2.   NEW ACCOUNTING STANDARD

     The Financial Accounting Standards Board (FASB) issued Statement of
     Financial Accounting Standards (SFAS) 121, Accounting for the Impairment of
     Long-Lived Assets and for Long-Lived Assets to Be Disposed Of, in March
     1995.  SFAS 121 establishes accounting standards for evaluating and
     recording asset impairment.  The company adopted SFAS 121 as of January 1,
     1996.  SFAS 121 requires the evaluation of long-lived assets for impairment
     when certain events occur or when conditions exist that indicate the
     carrying amounts of assets may not be recoverable.

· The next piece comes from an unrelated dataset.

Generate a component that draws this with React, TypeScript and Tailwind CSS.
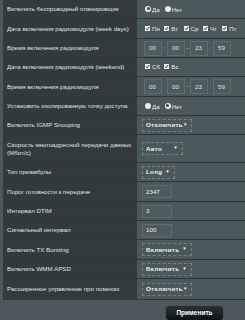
import React from 'react';

const font = { fontFamily: '"Liberation Sans", Arial, sans-serif' };

function Radio({ on, label }: { on: boolean; label: string }) {
  return (
    <span className="flex items-center gap-[1px] mr-[5px]">
      {on ? (
        <span className="w-[6px] h-[6px] rounded-full bg-[#e8ecec] flex items-center justify-center">
          <span className="w-[3px] h-[3px] rounded-full bg-[#3a4447]"></span>
        </span>
      ) : (
        <span className="w-[6px] h-[6px] rounded-full bg-[#e8ecec]"></span>
      )}
      <span className="text-[6.2px] text-[#e6eaea] mt-[2px]">{label}</span>
    </span>
  );
}

function Check({ label }: { label: string }) {
  return (
    <span className="flex items-center gap-[2px] w-[19.3px] shrink-0">
      <span className="w-[5px] h-[5px] bg-[#eef0f0] flex items-center justify-center">
        <svg width="5" height="5" viewBox="0 0 5 5">
          <path d="M1 2.5 L2 3.7 L4.2 1" stroke="#2a3033" strokeWidth="1" fill="none" />
        </svg>
      </span>
      <span className="text-[6.2px] text-[#e6eaea]">{label}</span>
    </span>
  );
}

function TimeBox({ v }: { v: string }) {
  return (
    <span className="w-[18px] h-[15px] border border-[#5f6d71] bg-[#4d5a5e] text-[6.2px] text-[#dfe6e7] flex items-center pl-[4px]">
      {v}
    </span>
  );
}

function TimeRow() {
  return (
    <div className="flex items-center">
      <TimeBox v="00" />
      <span className="w-[5px] text-center text-[6px] text-[#aab4b6]">:</span>
      <TimeBox v="00" />
      <span className="w-[5px] text-center text-[6px] text-[#dfe6e7]">-</span>
      <TimeBox v="23" />
      <span className="w-[5px] text-center text-[6px] text-[#aab4b6]">:</span>
      <TimeBox v="59" />
    </div>
  );
}

function Select({ v, w }: { v: string; w: string }) {
  return (
    <span
      className={`${w} h-[13px] border border-dashed border-[#718084] bg-[#4a575b] flex items-center justify-between pl-[3px] pr-[4px] text-[6.2px] font-bold tracking-[0.3px] text-[#eef2f2]`}
    >
      <span>{v}</span>
      <span className="text-[4.5px]">▼</span>
    </span>
  );
}

function TextBox({ v }: { v: string }) {
  return (
    <span className="w-[30px] h-[13px] border border-[#5f6d71] bg-[#4d5a5e] flex items-center pl-[3px] text-[6.2px] text-[#eef2f2]">
      {v}
    </span>
  );
}

const rows: { label: React.ReactNode; ctrl: React.ReactNode; h: string }[] = [
  {
    label: 'Включить беспроводный планировщик',
    ctrl: (
      <div className="flex pl-[8px]">
        <Radio on label="Да" />
        <Radio on={false} label="Нет" />
      </div>
    ),
    h: 'h-[19px]',
  },
  {
    label: 'Дата включения радиомодуля (week days)',
    ctrl: (
      <div className="flex pl-[8px]">
        <Check label="Пн" />
        <Check label="Вт" />
        <Check label="Ср" />
        <Check label="Чт" />
        <Check label="Пт" />
      </div>
    ),
    h: 'h-[20px]',
  },
  { label: 'Время включения радиомодуля', ctrl: <div className="pl-[7px]"><TimeRow /></div>, h: 'h-[19px]' },
  {
    label: 'Дата включения радиомодуля (weekend)',
    ctrl: (
      <div className="flex pl-[8px]">
        <Check label="Сб" />
        <Check label="Вс" />
      </div>
    ),
    h: 'h-[19px]',
  },
  { label: 'Время включения радиомодуля', ctrl: <div className="pl-[7px]"><TimeRow /></div>, h: 'h-[20px]' },
  {
    label: 'Установить изолированную точку доступа',
    ctrl: (
      <div className="flex pl-[8px]">
        <Radio on={false} label="Да" />
        <Radio on label="Нет" />
      </div>
    ),
    h: 'h-[19px]',
  },
  { label: 'Включить IGMP Snooping', ctrl: <div className="pl-[5px]"><Select v="Отключить" w="w-[50px]" /></div>, h: 'h-[19px]' },
  {
    label: (
      <span className="leading-[8px] whitespace-nowrap">
        Скорость многоадресной передачи данных
        <br />
        (Мбит/с)
      </span>
    ),
    ctrl: <div className="pl-[5px]"><Select v="Авто" w="w-[41px]" /></div>,
    h: 'h-[28px]',
  },
  { label: 'Тип преамбулы', ctrl: <div className="pl-[5px]"><Select v="Long" w="w-[33px]" /></div>, h: 'h-[19px]' },
  { label: 'Порог готовности к передаче', ctrl: <div className="pl-[5px]"><TextBox v="2347" /></div>, h: 'h-[20px]' },
  { label: 'Интервал DTIM', ctrl: <div className="pl-[5px]"><TextBox v="3" /></div>, h: 'h-[19px]' },
  { label: 'Сигнальный интервал', ctrl: <div className="pl-[5px]"><TextBox v="100" /></div>, h: 'h-[19px]' },
  { label: 'Включить TX Bursting', ctrl: <div className="pl-[5px]"><Select v="Включить" w="w-[50px]" /></div>, h: 'h-[20px]' },
  { label: 'Включить WMM APSD', ctrl: <div className="pl-[5px]"><Select v="Включить" w="w-[50px]" /></div>, h: 'h-[19px]' },
  { label: 'Расширенное управление при помехах', ctrl: <div className="pl-[5px]"><Select v="Отключить" w="w-[50px]" /></div>, h: 'h-[21px]' },
];

export default function App() {
  return (
    <div className="w-[245px] h-[320px] bg-[#4c585c] overflow-hidden" style={font}>
      <div className="ml-[3px]">
        {rows.map((r, i) => (
          <div key={i} className={`grid grid-cols-[134px_1fr] ${r.h} border-b border-[#2e3639]`}>
            <div className="bg-[#323a3e] flex items-center pl-[4px] text-[6.2px] text-[#dfe4e5]">{r.label}</div>
            <div className="bg-[#4b585c] flex items-center">{r.ctrl}</div>
          </div>
        ))}
      </div>
      <div className="flex pl-[165px] pt-[5px]">
        <button className="w-[59px] h-[16px] rounded-[4px] bg-gradient-to-b from-[#2c3235] to-[#0e1214] border border-[#4a5356] text-[6.5px] font-bold text-white">
          Применить
        </button>
      </div>
    </div>
  );
}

     SFAS 121 requires that any assets, including regulatory assets, that are no
     longer probable of recovery through future revenues be revalued based on
     estimated future cash flows.  If the revaluation is less than the book
     value of the asset, an impairment loss would be charged to earnings.  Based
     on the current regulatory environment in the system's service areas, as of
     March 31, 1996, SFAS 121 did not have a material impact on the company's
     financial position or results of operations. This conclusion may change in
     the future as competitive factors influence wholesale and retail pricing in
     the electric utility industry or if the cost-of-service based regulatory
     structure were to change.  For further information on the company's
     regulatory environment, refer to Note 4, Management's Discussion and
     Analysis of Financial Condition and Results of Operations (MD&A), and Part
     II, Item 5, "Other Information," in this Form 10-Q and the Notes to
     Consolidated Financial Statements in CL&P's 1995 Form 10-K.
3.   RECOVERABLE ENERGY COSTS

     CL&P utilizes a generation utilization adjustment clause (GUAC), which
     defers the effect on fuel costs caused by variations from a specified
     composite nuclear generation capacity factor embedded in base rates.  CL&P
     is currently recovering $80 million of its 1994-1995 GUAC balance over 18
     months.  CL&P set aside $19 million of its 1994-1995 GUAC year request
     pending the resolution of CL&P's appeals associated with two prior GUAC
     periods.

     In the first quarter of 1996, the company has reserved approximately $32
     million against the fuel overrecoveries related to the current GUAC period.
      The reserve amount has been calculated in accordance with the Connecticut
     Department of Public Utility Control's (DPUC) methodology utilized in prior
     GUAC decisions.  The reserve has been established pending resolution of
     CL&P's appeals associated with the two prior GUAC periods, and the outcome
     of the proposed CL&P settlement.

     For further information on recoverable energy costs, the proposed CL&P
     settlement, and the impacts of nuclear performance on the company's GUAC
     deferral, refer to Notes 4 and 8B, the MD&A and Part II, Item 5, "Other
     Information" in this Form 10-Q, and the Notes to Consolidated Financial
     Statements in CL&P's 1995 Form 10-K.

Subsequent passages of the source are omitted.